*Task goal*
Copy out all lines where "this" appears.

━━ Source material

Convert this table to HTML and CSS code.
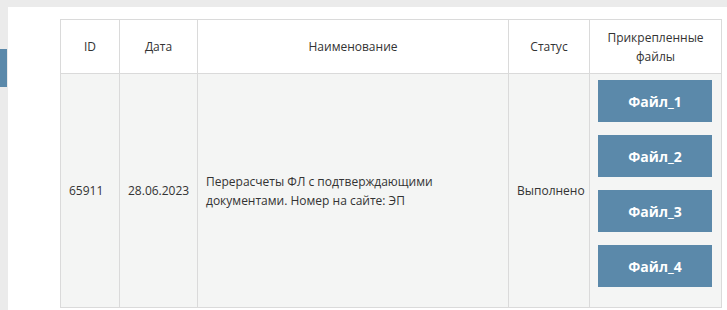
FILE: index.html
```html
<!DOCTYPE html>
<html lang="ru">
<head>
<meta charset="utf-8">
<link rel="stylesheet" href="styles.css">
</head>
<body>
<div class="side-tab"></div>
<main class="panel">
  <table class="orders">
    <colgroup>
      <col class="c-id"><col class="c-date"><col class="c-name"><col class="c-status"><col class="c-files">
    </colgroup>
    <thead>
      <tr>
        <th>ID</th>
        <th>Дата</th>
        <th>Наименование</th>
        <th>Статус</th>
        <th>Прикрепленные<br>файлы</th>
      </tr>
    </thead>
    <tbody>
      <tr>
        <td>65911</td>
        <td>28.06.2023</td>
        <td>Перерасчеты ФЛ с подтверждающими документами. Номер на сайте: ЭП</td>
        <td>Выполнено</td>
        <td class="files">
          <a class="file-btn">Файл_1</a>
          <a class="file-btn">Файл_2</a>
          <a class="file-btn">Файл_3</a>
          <a class="file-btn">Файл_4</a>
        </td>
      </tr>
    </tbody>
  </table>
</main>
</body>
</html>
```
FILE: styles.css
```css
html, body {
  margin: 0;
  padding: 0;
}
body {
  background: #ebebeb;
  display: flex;
  align-items: flex-start;
  font-family: "Open Sans", "Noto Sans", sans-serif;
  font-size: 12px;
  color: #333;
}
.side-tab {
  flex: none;
  width: 7px;
  height: 38px;
  margin-top: 49px;
  background: #5b89aa;
}
.panel {
  flex: 1;
  box-sizing: border-box;
  background: #fff;
  margin: 7px 0 0 1px;
  padding: 12px 0 0 52px;
  min-height: 303px;
}
.orders {
  border-collapse: collapse;
  table-layout: fixed;
  width: 661px;
}
.c-id { width: 59px; }
.c-date { width: 78px; }
.c-name { width: 311px; }
.c-status { width: 81px; }
.c-files { width: 132px; }
.orders th, .orders td {
  border: 1px solid #dadada;
}
.orders th {
  background: #fff;
  font-weight: normal;
  height: 53px;
  padding: 0 8px;
  line-height: 19px;
  text-align: center;
  vertical-align: middle;
}
.orders td {
  background: #f4f5f4;
  padding: 0 8px;
  line-height: 19px;
  text-align: left;
  vertical-align: middle;
}
.orders td.files {
  padding: 6px 7px 20px 8px;
}
.file-btn {
  display: flex;
  align-items: center;
  justify-content: center;
  width: 114px;
  height: 42px;
  margin-bottom: 13px;
  background: #5b89aa;
  color: #fff;
  font-weight: bold;
  font-size: 14px;
}
.file-btn:last-child {
  margin-bottom: 0;
}
```
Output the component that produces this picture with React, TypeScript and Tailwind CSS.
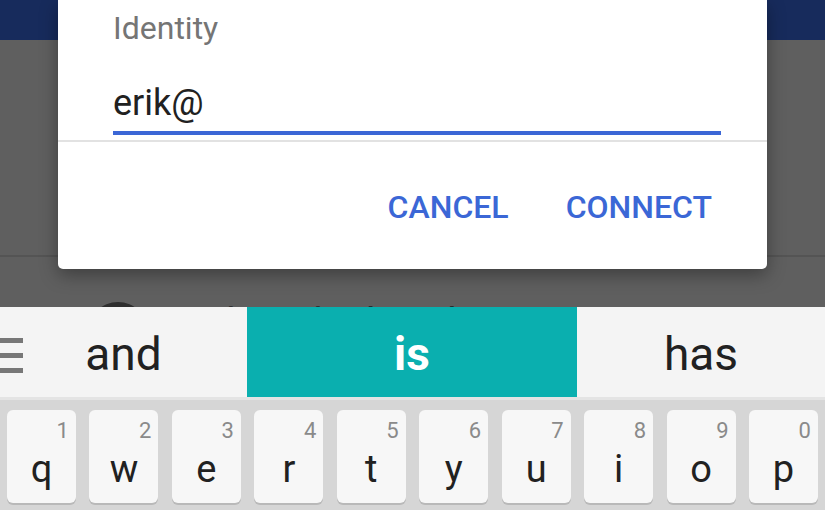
const keys = [
  { l: 'q', n: '1' },
  { l: 'w', n: '2' },
  { l: 'e', n: '3' },
  { l: 'r', n: '4' },
  { l: 't', n: '5' },
  { l: 'y', n: '6' },
  { l: 'u', n: '7' },
  { l: 'i', n: '8' },
  { l: 'o', n: '9' },
  { l: 'p', n: '0' },
]

function Key({ l, n }: { l: string; n: string }) {
  return (
    <div className="h-[93px] rounded-[6px] bg-[#f7f7f7] shadow-[0_2px_0_#b9b9b9] flex flex-col">
      <div className="mt-[10px] pr-[7px] text-right text-[22px] leading-none text-[#8a8a8a]">{n}</div>
      <div className="mt-[8px] text-center text-[38px] leading-none text-[#212121]">{l}</div>
    </div>
  )
}

export default function App() {
  return (
    <div className="w-[825px] h-[510px] overflow-hidden flex flex-col font-['Roboto',sans-serif]">
      {/* app behind the dimmed overlay */}
      <div className="relative h-[307px] overflow-hidden bg-[#5f5f5f]">
        <div className="h-[40px] bg-[#172b5c]" />
        <div className="h-[215px]" />
        <div className="h-[2px] bg-[#545454]" />
        <div className="flex items-start gap-[52px] pl-[88px] pt-[45px]">
          <div className="w-[60px] h-[60px] rounded-full bg-[#2e2e2e]" />
          <div className="mt-[2px] text-[40px] leading-none text-[#1c1c1c]">Alex Alsobrook 2</div>
        </div>

        {/* dialog */}
        <div className="absolute left-[58px] top-0 w-[709px] h-[269px] bg-white rounded-b-[5px] shadow-[0_6px_18px_rgba(0,0,0,0.35)] flex flex-col">
          <div className="px-[55px]">
            <div className="mt-[12px] text-[32px] leading-none text-[#757575]">Identity</div>
            <div className="mt-[41px] text-[36px] leading-none text-[#212121]">erik@</div>
            <div className="mt-[10px] h-[4px] w-[608px] bg-[#3b67d6]" />
          </div>
          <div className="mt-[5px] h-[2px] bg-[#e2e2e2]" />
          <div className="mt-[49px] flex justify-end gap-[57px] pr-[55px] text-[32px] leading-none font-medium text-[#3b67d6]">
            <span>CANCEL</span>
            <span>CONNECT</span>
          </div>
        </div>
      </div>

      {/* suggestion strip */}
      <div className="h-[90px] bg-[#f4f4f4] flex text-[46px] leading-none text-[#212121]">
        <div className="relative w-[247px] flex items-center justify-center pt-[4px]">
          <div className="absolute left-0 top-[31px] flex flex-col gap-[10px]">
            <div className="h-[5px] w-[23px] bg-[#777777]" />
            <div className="h-[5px] w-[23px] bg-[#777777]" />
            <div className="h-[5px] w-[23px] bg-[#777777]" />
          </div>
          <span>and</span>
        </div>
        <div className="w-[330px] bg-[#0aafaf] flex items-center justify-center pt-[4px] font-bold text-white">is</div>
        <div className="flex-1 flex items-center justify-center pt-[4px]">has</div>
      </div>
      <div className="h-[3px] bg-[#e4e4e4]" />

      {/* keyboard */}
      <div className="flex-1 bg-[#d6d6d6] pt-[10px] px-[7px] grid grid-cols-10 gap-x-[13.5px] content-start">
        {keys.map((k) => (
          <Key key={k.l} l={k.l} n={k.n} />
        ))}
      </div>
    </div>
  )
}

━━━━

*The output*
Convert this table to HTML and CSS code.
Output the component that produces this picture with React, TypeScript and Tailwind CSS.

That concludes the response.